De um minúsculo município de 15 mil habitantes encrustado na microrregião noroeste do Espírito Santo, Boa Esperança, nasce um exemplo de organização política em defesa de interesses coletivos que se sobrepõe ao individualismo característico de grande parte da classe política brasileira.
O processo judicial movido pelo senador Magno Malta (PR) contra o padre Romário Hastenreitter, que o chamou de traidor perante os fiéis, em sua maioria produtores de agricultura familiar, ganha uma dimensão maior, pois serve para demonstrar diferenciais de comportamento de indivíduos diretamente ligados ao meio social e que deveriam zelar por ele.
De um lado, um religioso à frente de uma comunidade formada por proprietários de pequenas lavouras, trabalhadores, donas de casa, reduzido número de profissionais liberais, professores e, de outro, um senador da República, eleito para representar esse povo, dentro do regime da democracia representativa em que o País vive e que votou a favor da famigerada reforma trabalhista, em 2017.
A polêmica em torno do comportamento de ambos reside em mensurar qual dos dois incorreu em erro.
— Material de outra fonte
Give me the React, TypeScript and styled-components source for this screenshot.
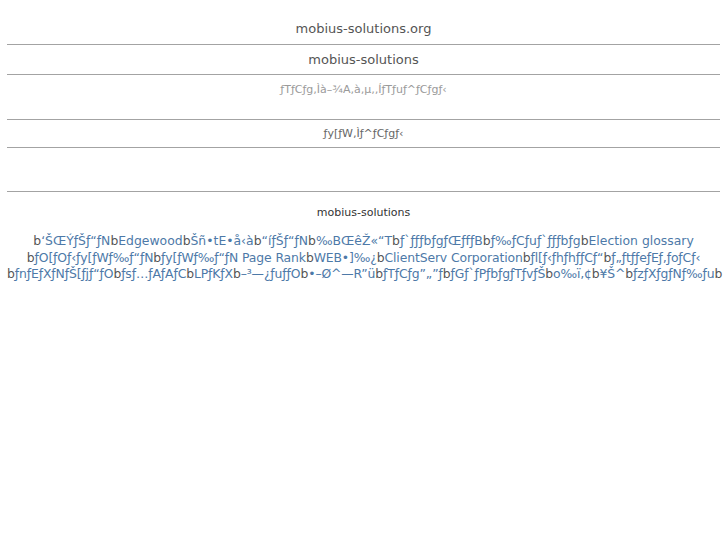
import React from 'react'
import styled, { createGlobalStyle } from 'styled-components'

const GlobalStyle = createGlobalStyle`
  html, body {
    margin: 0;
    padding: 0;
    background: #ffffff;
  }
  body {
    font-family: "DejaVu Sans", "Noto Sans CJK JP", sans-serif;
  }
`

const Page = styled.div`
  padding: 0 7px;
`

const Rule = styled.div`
  height: 1px;
  background: #a3a3a3;
`

const SiteName = styled.h1`
  margin: 0;
  padding-top: 14px;
  font-size: 13px;
  font-weight: normal;
  line-height: 30px;
  color: #555555;
  text-align: center;
`

const SiteTitle = styled.h2`
  margin: 0;
  font-size: 13px;
  font-weight: normal;
  line-height: 29px;
  color: #555555;
  text-align: center;
`

const Description = styled.p`
  margin: 0;
  padding: 7px 0 21px;
  font-size: 11px;
  line-height: 16px;
  color: #9a9a9a;
  text-align: center;
`

const PageTitle = styled.h3`
  margin: 0;
  font-size: 11px;
  font-weight: normal;
  line-height: 27px;
  color: #666666;
  text-align: center;
`

const Blank = styled.div`
  height: 43px;
`

const Footer = styled.footer`
  padding-top: 14px;
  text-align: center;
`

const FooterTitle = styled.div`
  font-size: 11px;
  line-height: 14px;
  color: #333333;
  margin-bottom: 13px;
`

const LinkLine = styled.div<{ $tight?: boolean }>`
  font-size: 12.4px;
  line-height: 16.5px;
  letter-spacing: ${(p) => (p.$tight ? '-0.12px' : '0')};
  white-space: nowrap;
  text-align: center;
`

const Sep = styled.span`
  color: #555555;
`

const LinkItem = styled.a`
  color: #4d79a8;
  text-decoration: none;
`

const lines: { items: string[]; trailing?: boolean; tight?: boolean }[] = [
  {
    items: [
      '‘ŠŒÝƒŠƒ“ƒN',
      'Edgewood',
      'Šñ•tE•å‹à',
      '“íƒŠƒ“ƒN',
      '‰BŒêŽ«“T',
      'ƒ`ƒƒƒbƒgƒŒƒfƒB',
      'ƒ‰ƒCƒuƒ`ƒƒƒbƒg',
      'Election glossary',
    ],
  },
  {
    items: [
      'ƒO[ƒOƒ‹ƒy[ƒWƒ‰ƒ“ƒN',
      'ƒy[ƒWƒ‰ƒ“ƒN Page Rank',
      'WEB•]‰¿',
      'ClientServ Corporation',
      'ƒl[ƒ‹ƒhƒhƒƒCƒ“',
      'ƒ„ƒtƒƒeƒEƒ‚ƒoƒCƒ‹',
    ],
    tight: true,
  },
  {
    items: [
      'ƒnƒEƒXƒNƒŠ[ƒjƒ“ƒO',
      'ƒsƒ…ƒAƒAƒC',
      'LPƒKƒX',
      '–³—¿ƒuƒƒO',
      '•–Ø^—R”ü',
      'ƒTƒCƒg”„”ƒ',
      'ƒGƒ`ƒPƒbƒgƒTƒvƒŠ',
      'o‰ï‚¢',
      '¥Š^',
      'ƒzƒXƒgƒNƒ‰ƒu',
    ],
    trailing: true,
    tight: true,
  },
]

export default function App() {
  return (
    <>
      <GlobalStyle />
      <Page>
        <SiteName>mobius-solutions.org</SiteName>
        <Rule />
        <SiteTitle>mobius-solutions</SiteTitle>
        <Rule />
        <Description>ƒTƒCƒg‚Ìà–¾A‚à‚µ‚­‚ÍƒTƒuƒ^ƒCƒgƒ‹</Description>
        <Rule />
        <PageTitle>ƒy[ƒW‚Ìƒ^ƒCƒgƒ‹</PageTitle>
        <Rule />
        <Blank />
        <Rule />
        <Footer>
          <FooterTitle>mobius-solutions</FooterTitle>
          {lines.map((line, i) => (
            <LinkLine key={i} $tight={line.tight}>
              {line.items.map((item, j) => (
                <React.Fragment key={j}>
                  <Sep>b</Sep>
                  <LinkItem href="#">{item}</LinkItem>
                </React.Fragment>
              ))}
              {line.trailing && <Sep>b</Sep>}
            </LinkLine>
          ))}
        </Footer>
      </Page>
    </>
  )
}
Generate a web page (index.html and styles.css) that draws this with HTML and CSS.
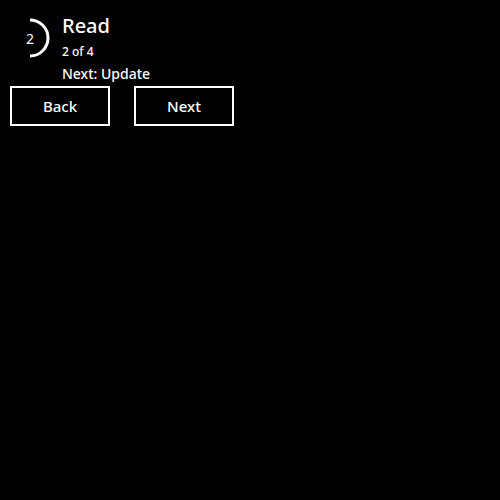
FILE: index.html
```html
<!DOCTYPE html>
<html lang="en">
<head>
<meta charset="utf-8">
<title>Steps</title>
<link rel="stylesheet" href="styles.css">
</head>
<body>
<div class="stepper">
  <div class="header">
    <div class="progress">
      <svg width="40" height="40" viewBox="0 0 40 40" aria-hidden="true">
        <path d="M20 2 A18 18 0 0 1 20 38" fill="none" stroke="#fff" stroke-width="3"/>
      </svg>
      <span class="progress-num">2</span>
    </div>
    <div class="info">
      <div class="title">Read</div>
      <div class="count">2 of 4</div>
      <div class="next-label">Next: Update</div>
    </div>
  </div>
  <div class="actions">
    <button class="btn">Back</button>
    <button class="btn">Next</button>
  </div>
</div>
</body>
</html>
```
FILE: styles.css
```css
html, body {
  margin: 0;
  background: #000;
  color: #fff;
  font-family: "Noto Sans", "Open Sans", sans-serif;
}
.stepper {
  padding: 10px;
}
.header {
  display: flex;
  align-items: flex-start;
  gap: 12px;
}
.progress {
  position: relative;
  width: 40px;
  height: 40px;
  margin-top: 8px;
  flex: none;
}
.progress svg {
  display: block;
}
.progress-num {
  position: absolute;
  inset: 0;
  display: flex;
  align-items: center;
  justify-content: center;
  font-size: 14px;
  font-weight: 400;
}
.info {
  display: flex;
  flex-direction: column;
}
.title {
  font-size: 20px;
  line-height: 28px;
  font-weight: 500;
  margin-top: 2px;
}
.count {
  font-size: 12px;
  line-height: 24px;
  font-weight: 500;
}
.next-label {
  font-size: 14px;
  line-height: 19px;
  font-weight: 500;
}
.actions {
  display: flex;
  gap: 24px;
  margin-top: 3px;
}
.btn {
  box-sizing: border-box;
  width: 100px;
  height: 40px;
  background: #000;
  color: #fff;
  border: 2px solid #fff;
  border-radius: 0;
  font-family: inherit;
  font-size: 15px;
  font-weight: 500;
  padding: 0;
  cursor: pointer;
}
```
O padre, que em momento de ira deve ter usado palavras mais duras do que o habitual, mas nem por isso inverídicas, ou o político, desprovido da autoridade da qual foi investido pelo voto popular a partir do momento em que abdicou do direito de defender a população.
A gritaria contra a reforma Trabalhista foi geral e inclui especialistas de renome, que afirmam que a nova legislação contraria diversos artigos estabelecidos na Constituição, a exemplo do chamado princípio da norma mais favorável ao trabalhador.
A lei da reforma, de número 13.467, diz que os acordos coletivos de trabalho sempre preferem as convenções coletivas de trabalho. A convenção coletiva de trabalho é celebrada entre sindicato patronal e de trabalhadores, já o acordo coletivo é celebrado entre sindicato de trabalhadores e empresa.
O que a lei passa a dizer é que o que está no acordo coletivo, celebrado diretamente com a empresa, prevalece sobre o que celebrado na convenção, mesmo que seja pior, quebrando o princípio constitucional da norma mais favorável, como dizem alguns juízes do trabalho.
Embora possa não ser aceitável do ponto de vista legal, a braveza do padre é plenamente justificável se o foco for direcionado para a classe trabalhadora, especialmente no meio rural, cujos direitos foram abalados com a reforma, em um processo em que os autores ignoraram pareceres técnicos abalizados, a fim de favorecer interesses corporativos.
Nesse contexto, as razões do padre são infinitamente maiores do que um senador cuja folha de serviços prestados à nação é praticamente nula.